Under heavy read/write loads and/or with large tables, this can blow up in your face.

beambot · on Sept 1, 2015

IIRC, this isn't true for Postgres. Many common schema alterations in Posgres are lock-free (non-blocking). In MySQL, these alterations used to be locking (ie. O(n) in number rows)... but perhaps it has gotten better? (Wouldn't know; don't use MySQL.) I did a quick cursory google search to find some substantiation:

- http://www.estelnetcomputing.com/index.php?/archives/12-Lock...

- http://stackoverflow.com/a/6542757

timr · on Sept 1, 2015

The relevant bit from your first link: "postgres will update the table structure and there is no locking unless you do something that needs to alter existing rows."

So, altering a column (e.g. adding a default) will trigger the problem. Adding a new column or table will not.

SapphireSun · on Sept 1, 2015

I ran into this problem with MySQL. We have a table of user submissions that is millions of rows but the amount of time it was taking to migrate the test server was unacceptable downtime in production. We ended up using https://www.percona.com/doc/percona-toolkit/2.1/pt-online-sc... to do an online update.

agopaul · on Sept 1, 2015

They used Mongo, but I'm not sure this is still the case. I guess they use multiple datastores across the company services.

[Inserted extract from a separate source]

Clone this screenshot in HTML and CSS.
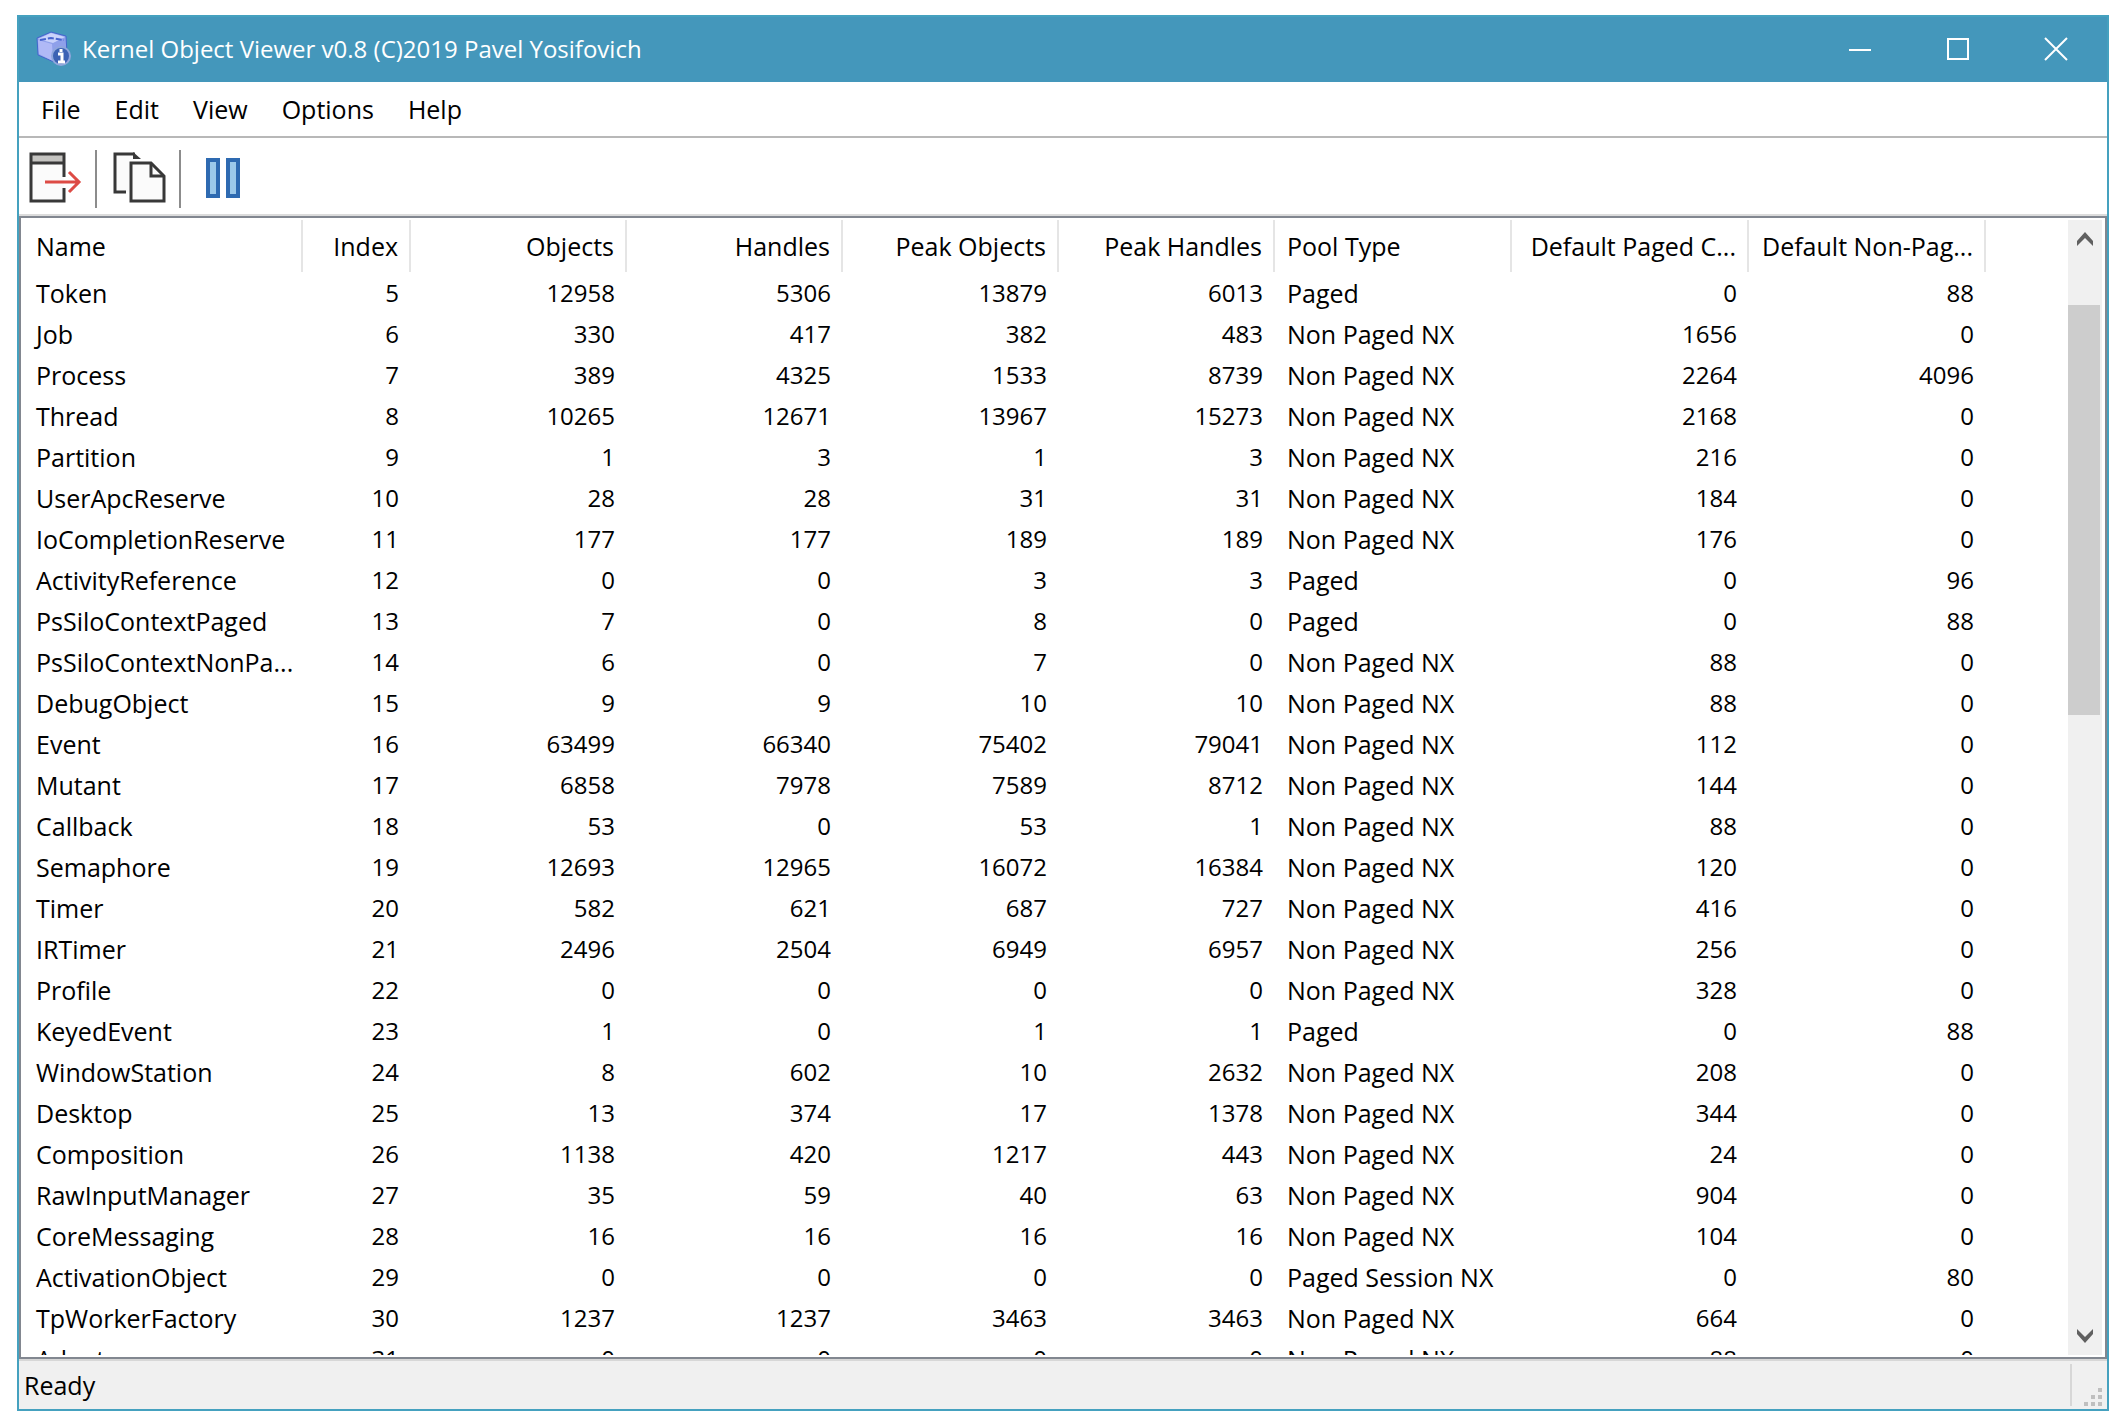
FILE: index.html
```html
<!DOCTYPE html>
<html lang="en">
<head>
    <meta charset="UTF-8">
    <title>Kernel Object Viewer</title>
    <link rel="stylesheet" href="styles.css">
</head>
<body>
    <div class="window">
        <header class="titlebar">
            <svg class="app-icon" viewBox="0 0 36 36" aria-hidden="true">
                <path d="M2 7 L16 1 L31 5 L32 22 L19 31 L3 24 Z" fill="#8fa0ea" stroke="#4166cc" stroke-width="1"/>
                <path d="M3 8 L16 2 L30 6 L18 12 Z" fill="#c9d2fb"/>
                <path d="M3 9 L17 13 L18 30 L4 23 Z" fill="#b0b9f6"/>
                <path d="M5 9 L16 7 L29 9" fill="none" stroke="#4763cf" stroke-width="2" stroke-dasharray="6 2"/>
                <circle cx="26" cy="25" r="9" fill="#3c62b4" stroke="#8fa6dc" stroke-width="2"/>
                <path d="M26 18v3M23 23h4v7M23 31h7" fill="none" stroke="#ffffff" stroke-width="3"/>
            </svg>
            <h1 class="title">Kernel Object Viewer v0.8 (C)2019 Pavel Yosifovich</h1>
            <div class="window-controls">
                <button type="button" aria-label="Minimize">
                    <svg viewBox="0 0 24 24"><path d="M1 13h22"/></svg>
                </button>
                <button type="button" aria-label="Maximize">
                    <svg viewBox="0 0 24 24"><path d="M2 2h20v20H2z"/></svg>
                </button>
                <button type="button" aria-label="Close">
                    <svg viewBox="0 0 24 24"><path d="M1 1l22 22M23 1L1 23"/></svg>
                </button>
            </div>
        </header>

        <nav class="menubar">
            <button type="button">File</button>
            <button type="button">Edit</button>
            <button type="button">View</button>
            <button type="button">Options</button>
            <button type="button">Help</button>
        </nav>

        <div class="toolbar">
            <button type="button" aria-label="Exit">
                <svg viewBox="0 0 58 58">
                    <path d="M6 4h33v47H6z" fill="#fbfbfb"/>
                    <path d="M6 4h33v9H6z" fill="#c4c3c0"/>
                    <path d="M39 27V4H6v47h33V38M6 13h33" fill="none" stroke="#383838" stroke-width="3"/>
                    <path d="M20 32h34M44 22l10 10-10 10" fill="none" stroke="#dd4b45" stroke-width="3"/>
                </svg>
            </button>
            <span class="separator"></span>
            <button type="button" aria-label="Copy">
                <svg viewBox="0 0 58 58">
                    <path d="M6 4h19l6 6H20v32H6z" fill="#fbfbfb"/>
                    <path d="M17 42H6V4h20" fill="none" stroke="#383838" stroke-width="3"/>
                    <path d="M24 2l8 7h-8z" fill="#383838"/>
                    <path d="M22 13h20l13 13v25H22z" fill="#fbfbfb" stroke="#383838" stroke-width="3"/>
                    <path d="M42 13v13h13" fill="none" stroke="#383838" stroke-width="3"/>
                </svg>
            </button>
            <span class="separator"></span>
            <button type="button" aria-label="Pause">
                <svg viewBox="0 0 58 58">
                    <path d="M15 10h10v36H15zM35 10h10v36H35z" fill="#9cc9ea" stroke="#2e6ab1" stroke-width="4"/>
                </svg>
            </button>
        </div>

        <main class="list">
            <div class="list-view">
                <table>
                    <colgroup>
                        <col class="col-name">
                        <col class="col-index">
                        <col class="col-count">
                        <col class="col-count">
                        <col class="col-count">
                        <col class="col-count">
                        <col class="col-pool">
                        <col class="col-charge">
                        <col class="col-charge">
                        <col>
                    </colgroup>
                    <thead>
                        <tr><th>Name</th><th>Index</th><th>Objects</th><th>Handles</th><th>Peak Objects</th><th>Peak Handles</th><th>Pool Type</th><th>Default Paged C...</th><th>Default Non-Pag...</th></tr>
                    </thead>
                    <tbody>
                        <tr><td>Token</td><td>5</td><td>12958</td><td>5306</td><td>13879</td><td>6013</td><td>Paged</td><td>0</td><td>88</td></tr>
                        <tr><td>Job</td><td>6</td><td>330</td><td>417</td><td>382</td><td>483</td><td>Non Paged NX</td><td>1656</td><td>0</td></tr>
                        <tr><td>Process</td><td>7</td><td>389</td><td>4325</td><td>1533</td><td>8739</td><td>Non Paged NX</td><td>2264</td><td>4096</td></tr>
                        <tr><td>Thread</td><td>8</td><td>10265</td><td>12671</td><td>13967</td><td>15273</td><td>Non Paged NX</td><td>2168</td><td>0</td></tr>
                        <tr><td>Partition</td><td>9</td><td>1</td><td>3</td><td>1</td><td>3</td><td>Non Paged NX</td><td>216</td><td>0</td></tr>
                        <tr><td>UserApcReserve</td><td>10</td><td>28</td><td>28</td><td>31</td><td>31</td><td>Non Paged NX</td><td>184</td><td>0</td></tr>
                        <tr><td>IoCompletionReserve</td><td>11</td><td>177</td><td>177</td><td>189</td><td>189</td><td>Non Paged NX</td><td>176</td><td>0</td></tr>
                        <tr><td>ActivityReference</td><td>12</td><td>0</td><td>0</td><td>3</td><td>3</td><td>Paged</td><td>0</td><td>96</td></tr>
                        <tr><td>PsSiloContextPaged</td><td>13</td><td>7</td><td>0</td><td>8</td><td>0</td><td>Paged</td><td>0</td><td>88</td></tr>
                        <tr><td>PsSiloContextNonPa...</td><td>14</td><td>6</td><td>0</td><td>7</td><td>0</td><td>Non Paged NX</td><td>88</td><td>0</td></tr>
                        <tr><td>DebugObject</td><td>15</td><td>9</td><td>9</td><td>10</td><td>10</td><td>Non Paged NX</td><td>88</td><td>0</td></tr>
                        <tr><td>Event</td><td>16</td><td>63499</td><td>66340</td><td>75402</td><td>79041</td><td>Non Paged NX</td><td>112</td><td>0</td></tr>
                        <tr><td>Mutant</td><td>17</td><td>6858</td><td>7978</td><td>7589</td><td>8712</td><td>Non Paged NX</td><td>144</td><td>0</td></tr>
                        <tr><td>Callback</td><td>18</td><td>53</td><td>0</td><td>53</td><td>1</td><td>Non Paged NX</td><td>88</td><td>0</td></tr>
                        <tr><td>Semaphore</td><td>19</td><td>12693</td><td>12965</td><td>16072</td><td>16384</td><td>Non Paged NX</td><td>120</td><td>0</td></tr>
                        <tr><td>Timer</td><td>20</td><td>582</td><td>621</td><td>687</td><td>727</td><td>Non Paged NX</td><td>416</td><td>0</td></tr>
                        <tr><td>IRTimer</td><td>21</td><td>2496</td><td>2504</td><td>6949</td><td>6957</td><td>Non Paged NX</td><td>256</td><td>0</td></tr>
                        <tr><td>Profile</td><td>22</td><td>0</td><td>0</td><td>0</td><td>0</td><td>Non Paged NX</td><td>328</td><td>0</td></tr>
                        <tr><td>KeyedEvent</td><td>23</td><td>1</td><td>0</td><td>1</td><td>1</td><td>Paged</td><td>0</td><td>88</td></tr>
                        <tr><td>WindowStation</td><td>24</td><td>8</td><td>602</td><td>10</td><td>2632</td><td>Non Paged NX</td><td>208</td><td>0</td></tr>
                        <tr><td>Desktop</td><td>25</td><td>13</td><td>374</td><td>17</td><td>1378</td><td>Non Paged NX</td><td>344</td><td>0</td></tr>
                        <tr><td>Composition</td><td>26</td><td>1138</td><td>420</td><td>1217</td><td>443</td><td>Non Paged NX</td><td>24</td><td>0</td></tr>
                        <tr><td>RawInputManager</td><td>27</td><td>35</td><td>59</td><td>40</td><td>63</td><td>Non Paged NX</td><td>904</td><td>0</td></tr>
                        <tr><td>CoreMessaging</td><td>28</td><td>16</td><td>16</td><td>16</td><td>16</td><td>Non Paged NX</td><td>104</td><td>0</td></tr>
                        <tr><td>ActivationObject</td><td>29</td><td>0</td><td>0</td><td>0</td><td>0</td><td>Paged Session NX</td><td>0</td><td>80</td></tr>
                        <tr><td>TpWorkerFactory</td><td>30</td><td>1237</td><td>1237</td><td>3463</td><td>3463</td><td>Non Paged NX</td><td>664</td><td>0</td></tr>
                        <tr><td>Adapter</td><td>31</td><td>0</td><td>0</td><td>0</td><td>0</td><td>Non Paged NX</td><td>88</td><td>0</td></tr>
                    </tbody>
                </table>
            </div>
            <div class="scrollbar">
                <button type="button" aria-label="Scroll up">
                    <svg viewBox="0 0 16 14"><path d="M0 9l8-9 8 9v5l-8-8-8 8z"/></svg>
                </button>
                <div class="track">
                    <div class="thumb"></div>
                </div>
                <button type="button" aria-label="Scroll down">
                    <svg viewBox="0 0 16 14"><path d="M0 5l8 9 8-9V0L8 8 0 0z"/></svg>
                </button>
            </div>
        </main>

        <footer class="statusbar">
            <span class="status-text">Ready</span>
            <span class="grip">
                <svg viewBox="0 0 18 18" aria-hidden="true">
                    <path d="M14 0h4v4h-4zM7 7h4v4H7zM14 7h4v4h-4zM0 14h4v4H0zM7 14h4v4H7zM14 14h4v4h-4z"/>
                </svg>
            </span>
        </footer>
    </div>
</body>
</html>
```
FILE: styles.css
```css
* {
    box-sizing: border-box;
}

body {
    margin: 0;
    height: 100vh;
    padding: 15px 15px 11px 17px;
    background-color: #ffffff;
    color: #000000;
    font-family: "Open Sans", "Noto Sans", sans-serif;
    font-size: 25px;
}

button {
    padding: 0;
    border: none;
    background: none;
    color: inherit;
    font: inherit;
}

svg {
    display: block;
}

.window {
    display: flex;
    flex-direction: column;
    height: 100%;
    border: 2px solid #45a1bf;
    background-color: #ffffff;
}

.titlebar {
    display: flex;
    align-items: center;
    height: 65px;
    flex-shrink: 0;
    padding: 0 2px 2px 16px;
    background-color: #4497bb;
    color: #ffffff;
}

.app-icon {
    width: 36px;
    height: 36px;
    margin-right: 11px;
}

.title {
    flex: 1;
    margin: 0;
    font-size: 24px;
    font-weight: normal;
    white-space: nowrap;
}

.window-controls {
    display: flex;
    height: 100%;
}

.window-controls button {
    display: flex;
    align-items: center;
    justify-content: center;
    width: 98px;
}

.window-controls svg {
    width: 24px;
    height: 24px;
    fill: none;
    stroke: #ffffff;
    stroke-width: 2;
}

.menubar {
    display: flex;
    align-items: center;
    gap: 34px;
    height: 56px;
    flex-shrink: 0;
    padding-left: 22px;
    border-bottom: 2px solid #b8b8b8;
}

.toolbar {
    display: flex;
    gap: 12px;
    flex-shrink: 0;
    padding: 12px 6px 6px;
    border-bottom: 2px solid #dcdcdc;
}

.toolbar svg {
    width: 58px;
    height: 58px;
}

.separator {
    width: 2px;
    background-color: #8c8c8c;
}

.list {
    display: flex;
    flex: 1;
    min-height: 0;
    padding: 2px 3px 2px 2px;
    border: 2px solid #828790;
}

.list-view {
    flex: 1;
    overflow: hidden;
}

table {
    width: 100%;
    table-layout: fixed;
    border-collapse: separate;
    border-spacing: 0;
}

.col-name {
    width: 280px;
}

.col-index {
    width: 108px;
}

.col-count {
    width: 216px;
}

.col-pool,
.col-charge {
    width: 237px;
}

th, td {
    height: 41px;
    padding: 0 12px;
    line-height: 40px;
    font-weight: normal;
    text-align: right;
    white-space: nowrap;
}

th {
    height: 52px;
    padding-right: 11px;
    border-right: 2px solid #e5e5e5;
}

td {
    padding-right: 12px;
    font-size: 24px;
}

th:nth-child(1), td:nth-child(1),
th:nth-child(7), td:nth-child(7) {
    font-size: 25px;
    text-align: left;
}

th:nth-child(1), td:nth-child(1) {
    padding-left: 13px;
}

.scrollbar {
    display: flex;
    flex-direction: column;
    width: 34px;
    background-color: #f0f0f0;
}

.scrollbar button {
    display: flex;
    align-items: center;
    justify-content: center;
    height: 38px;
}

.scrollbar svg {
    width: 16px;
    height: 14px;
    fill: #606060;
}

.track {
    flex: 1;
    padding: 47px 2px 0 0;
}

.thumb {
    height: 40.5%;
    background-color: #cdcdcd;
}

.statusbar {
    display: flex;
    align-items: center;
    justify-content: space-between;
    height: 50px;
    flex-shrink: 0;
    padding-left: 5px;
    border-top: 2px solid #d7d7d7;
    background-color: #f0f0f0;
}

.grip {
    display: flex;
    align-items: flex-end;
    justify-content: flex-end;
    width: 37px;
    height: 42px;
    padding-right: 5px;
    border-left: 2px solid #d7d7d7;
}

.grip svg {
    width: 18px;
    height: 18px;
    fill: #bfbfbf;
}
```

I thought the same thing, how many can they be? Even considering Stripe operates globally, I'd say it's a number in the tens of millions.

Edit: lots of typos

pmontra · on Sept 1, 2015

They released this tool a couple of years ago https://stripe.com/blog/announcing-mosql

In the post they wrote

"Here at Stripe, we use a number of different database technologies for both internal- and external-facing services. Over time, we've found ourselves with growing amounts of data in MongoDB that we would like to be able to analyze using SQL. [...] MoSQL does an initial import of your MongoDB collections into a PostgreSQL database, and then continues running, applying any changes to the MongoDB server in near-real-time to the PostgreSQL mirror".

So they could have been run that migration on MongoDB.

pbreit · on Sept 1, 2015

I wonder if whatever they're doing in Mongo was really not doable or viable in Postgres?

ianhawes · on Sept 1, 2015

I imagine the approval for posting this article went something like, "Sure you can do it, just uh, don't use any real numbers."

meesterdude · on Sept 1, 2015

Awesome writeup! Validating to see that the way I do it is the way stripe does it with bajillions of records, while the system is running. Very pragmatic and incremental - maybe a little overly cautious with the feature flag, but better safe than sorry.

I've had to do similar when migrating password schemes. When users login they would validate against their current password, and then generate a new password hash to use next login. Although these types of migrations usually take quite a while, as a user has to login for the migration to happen.

joebeetee · on Sept 1, 2015

I really enjoy Rob's writing. Here are a couple of other good ones

http://robertheaton.com/2014/03/07/lessons-from-a-silicon-va...

http://robertheaton.com/2014/07/14/getting-nothing-done-a-mi...

dmmalam · on Sept 1, 2015

Did you consider using views/triggers on the database to migrate to the new API? [1]. Would still have to change all models, though static typing would make this much easier/safer.

[1] http://johannesbrodwall.com/2010/10/13/database-refactoring-...

beambot · on Sept 1, 2015

Does the "before_save do" hook happen inside the same transaction as the other object's save method? If not, this could result in some gnarly data consistency issues...

arenaninja · on Sept 1, 2015

You know, this is great for Stripe and all, but it makes me shudder to think the size of databases at, say, Bank of America, Wells Fargo, etc. Must be humongous

jerven · on Sept 1, 2015

Three years one of the DBA's at Credit Suisse mentioned that their DB for their most important business line DB was 150 TB in size. Can't remember anymore if that was an oracle installation, or Sybase... So this is gossip level info...

undergrowth54 · on Sept 1, 2015

And flubbing that migration means that people lose their houses.

scott_karana · on Sept 10, 2015

Doubtful. Banks have effectively infinite piles of paper trails, and I suspect they have many, many backups in a variety of other forms as well. They're strongly risk averse, and they are going to strongly try to avoid culpability.

Nobody would lose their houses, but their IT staff would lose man-years of sleep, and people in many departments would probably be fired after the smoke settled.

duellsy · on Sept 1, 2015

I'm always intrigued how companies with data of this magnitude deal with migrating, I'm really glad Rob put this post together with such detail

dreamdu5t · on Sept 1, 2015

Bajillions? I see what you did there... Afraid your 10-20mil records aren't impressive enough? How many is it?

softawre · on Sept 1, 2015

You realize it was probably the lawyers who wouldn't let him say, right?

How many users does your company have?